Top quarterbacks always dominate the headlines at the NFL Scouting Combine. This year is different, however, because teams around the league that are hoping to upgrade at the vital position are still trying to determine who those top QBs are.
Right now, there's handful of quarterbacks hoping to use the next couple months of workouts to prove they deserve to be the first player at the position off the board. The combine is a chance to stand out from the crowd in front of a huge audience of talent evaluators.
Let's examine three prospects who must rise to the occasion to help emerge from the muddled group. It's a key stop on the road to the draft. To view a complete list of players invited to the combine with hopes of improving their draft stock, visit the league's official site.
1. Geno Smith
It's impossible to ignore Smith's numbers. He threw 97 touchdowns and just 20 interceptions in three seasons as the starter at West Virginia, including a 42-to-six ratio as a senior. He also completed 71 percent of his passes in his final season with the Mountaineers.
Still, he's struggled to pull away from the pack because scouts aren't confident in how his skills will translate to the next level. It's a massive jump from Big East defenses to NFL defenses, and Smith must prove he can handle it.
The other issue teams want to know more about is his athleticism. He only rushed for 335 yards in three years. By comparison, last year's top pick (Andrew Luck) fell just shy of 1,000 yards on the ground over the same span before using his legs to help him succeed as a rookie.
Getting out of the pocket and putting more pressure on opposing defenses is becoming a key for young QBs. Smith needs to show he can do it.
2. Tyler Wilson
Wilson looks like an NFL quarterback. At 6'3'', he has good size, and when he stands tall in the pocket he can deliver a lot of strikes. Still, he has yet to display the type of consistency NFL teams need at the position, and his lack of mobility is an issue.
Unlike Smith, who's at least shown flashes of athleticism throughout his career, Wilson is a pure pocket passer. His biggest task between the combine and draft day is proving he's good enough in that role to overcome his lack of versatility.
He continues to rank high because teams are always going to give a quarterback with his type of arm strength a long look. He can make every throw, which he illustrated while tossing 45 touchdown passes, many against tough SEC defenses, in his final two seasons with Arkansas.

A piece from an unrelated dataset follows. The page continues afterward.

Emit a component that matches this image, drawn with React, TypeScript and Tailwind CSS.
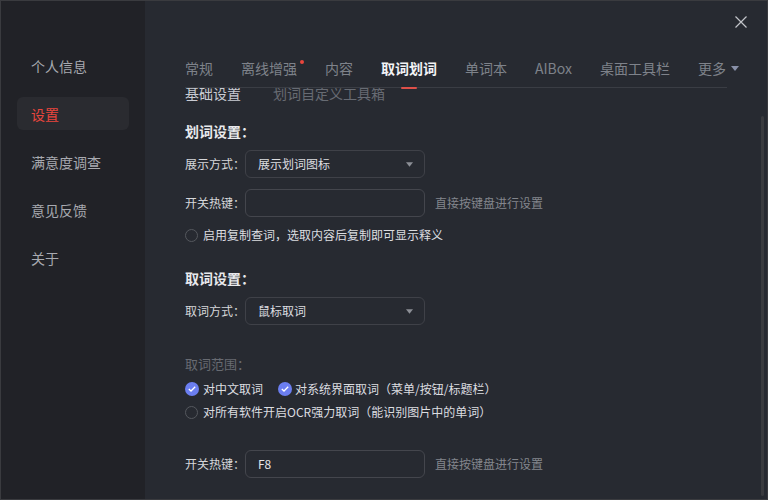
import React from "react";

const font = { fontFamily: '"Noto Sans CJK SC", "Noto Sans", sans-serif' };

const menu = ["个人信息", "设置", "满意度调查", "意见反馈", "关于"];
const tabs = ["常规", "离线增强", "内容", "取词划词", "单词本", "AIBox", "桌面工具栏"];

function Caret({ className }: { className?: string }) {
    return (
        <svg width="8" height="5" viewBox="0 0 8 5" className={className}>
            <path d="M0 0 H8 L4 5 Z" fill="currentColor" />
        </svg>
    );
}

function Radio() {
    return <span className="w-[13px] h-[13px] rounded-full border border-[#55585e] shrink-0" />;
}

function Checked() {
    return (
        <span className="w-[14px] h-[14px] rounded-full bg-[#6b7ef0] flex items-center justify-center shrink-0">
            <svg width="8" height="6" viewBox="0 0 8 6">
                <path d="M0.8 3 L3 5 L7.2 0.8" stroke="#fff" strokeWidth="1.3" fill="none" />
            </svg>
        </span>
    );
}

function Select({ value }: { value: string }) {
    return (
        <div className="w-[180px] h-[28px] rounded-md border border-[#3f4148] flex items-center justify-between pl-[12px] pr-[11px] text-[12px] text-[#dcdde0]">
            <span>{value}</span>
            <Caret className="text-[#8c8f96] w-[7px]" />
        </div>
    );
}

function HotkeyRow({ value }: { value?: string }) {
    return (
        <div className="flex items-center h-[28px]">
            <span className="w-[60px] text-[12px] text-[#d6d7da]">开关热键：</span>
            <div className="w-[180px] h-[28px] rounded-md border border-[#44464d] flex items-center pl-[12px] text-[12px] text-[#e4e5e8]">
                {value}
            </div>
            <span className="ml-[10px] text-[12px] text-[#83868d]">直接按键盘进行设置</span>
        </div>
    );
}

export default function App() {
    return (
        <div
            style={font}
            className="w-[768px] h-[500px] border border-[#3a3b3f] flex bg-[#272a31] overflow-hidden leading-5 whitespace-nowrap"
        >
            {/* sidebar */}
            <div className="w-[144px] shrink-0 bg-[#212227] pt-[48px] flex flex-col gap-[15px]">
                {menu.map((m) => (
                    <div
                        key={m}
                        className={
                            m === "设置"
                                ? "ml-[16px] w-[112px] h-[33px] rounded-md bg-[#2a2b30] flex items-center pl-[14px] text-[14px] text-[#ea463d]"
                                : "ml-[16px] w-[112px] h-[33px] flex items-center pl-[14px] text-[14px] text-[#a8aab0]"
                        }
                    >
                        {m}
                    </div>
                ))}
            </div>

            {/* main */}
            <div className="flex-1 relative flex flex-col min-w-0">
                <div className="h-[41px] flex justify-end items-center pr-[20px] shrink-0">
                    <svg width="12" height="12" viewBox="0 0 12 12">
                        <path d="M0.5 0.5 L11.5 11.5 M11.5 0.5 L0.5 11.5" stroke="#c3c5ca" strokeWidth="1.2" />
                    </svg>
                </div>

                <div className="mx-[40px] h-[46px] border-b border-[#3a3d44] flex items-end pb-[9px] gap-[28px] shrink-0">
                    {tabs.map((t) => (
                        <div key={t} className="relative shrink-0">
                            <span
                                className={
                                    t === "取词划词"
                                        ? "text-[14px] font-bold text-[#f2f3f5]"
                                        : "text-[14px] text-[#7e828a]"
                                }
                            >
                                {t}
                            </span>
                            {t === "离线增强" && (
                                <span className="absolute -right-[7px] top-[3px] w-[4px] h-[4px] rounded-full bg-[#ea463d]" />
                            )}
                            {t === "取词划词" && (
                                <span className="absolute left-[20px] -bottom-[11px] w-[16px] h-[2px] rounded-full bg-[#de5049]" />
                            )}
                        </div>
                    ))}
                    <div className="flex items-center gap-[5px] text-[14px] text-[#7e828a] shrink-0">
                        <span>更多</span>
                        <Caret className="text-[#8890a8]" />
                    </div>
                </div>

                <div className="flex-1 overflow-hidden">
                    <div className="-mt-[5px] pl-[40px] flex flex-col">
                        <div className="flex gap-[32px] h-5 text-[14px]">
                            <span className="text-[#c9ccd3]">基础设置</span>
                            <span className="text-[#676b73]">划词自定义工具箱</span>
                        </div>

                        <div className="mt-[18px] text-[14px] font-bold text-[#e8e9ec]">划词设置：</div>

                        <div className="mt-[9px] flex items-center">
                            <span className="w-[60px] text-[12px] text-[#d6d7da]">展示方式：</span>
                            <Select value="展示划词图标" />
                        </div>

                        <div className="mt-[11px]">
                            <HotkeyRow />
                        </div>

                        <div className="mt-[8px] flex items-center gap-[5px] text-[12px] text-[#dcdde0]">
                            <Radio />
                            <span>启用复制查词，选取内容后复制即可显示释义</span>
                        </div>

                        <div className="mt-[23px] text-[14px] font-bold text-[#e8e9ec]">取词设置：</div>

                        <div className="mt-[9px] flex items-center">
                            <span className="w-[60px] text-[12px] text-[#d6d7da]">取词方式：</span>
                            <Select value="鼠标取词" />
                        </div>

                        <div className="mt-[29px] text-[13px] text-[#686b72]">取词范围：</div>

                        <div className="mt-[5px] flex items-center text-[12px] text-[#dcdde0]">
                            <Checked />
                            <span className="ml-[4px]">对中文取词</span>
                            <span className="ml-[15px]">
                                <Checked />
                            </span>
                            <span className="ml-[3px]">对系统界面取词（菜单/按钮/标题栏）</span>
                        </div>

                        <div className="mt-[3px] flex items-center gap-[5px] text-[12px] text-[#dcdde0]">
                            <Radio />
                            <span>对所有软件开启OCR强力取词（能识别图片中的单词）</span>
                        </div>

                        <div className="mt-[28px]">
                            <HotkeyRow value="F8" />
                        </div>
                    </div>
                </div>

                {/* scrollbar */}
                <div className="absolute right-[3px] top-[115px] w-[3px] h-[380px] rounded-full bg-[#3a3b3f]" />
            </div>
        </div>
    );
}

The successful rookie QBs from last season––Luck, Robert Griffin III and Russell Wilson––could all make plays with their legs to keep defenses honest. Wilson must show he can succeed without that.
3. Mike Glennon
Although Glennon didn't post the gaudy numbers that some of his counterparts did, he's another quarterback with prototypical size that teams could fall in love with. He's similar to Wilson in regards to the lack of mobility, though.
Aside from that, the biggest concern for Glennon is his accuracy. He completed just 59 percent of his throws as a college senior. The top NFL QBs are connecting on nearly 70 percent against the much better defenses at the next level.
Glennon needs to use the combine to show progress in that area. And it's definitely one thing the workouts can expose, because if a player is missing high or wide against open air, it doesn't bode well for his chances with a pass rush in his face and cornerbacks looking to jump routes.
He has the size, arm and upside to generate a lot of interest leading up to the draft. But unless he can display improved accuracy starting at the combine, key questions are going to hurt his draft status.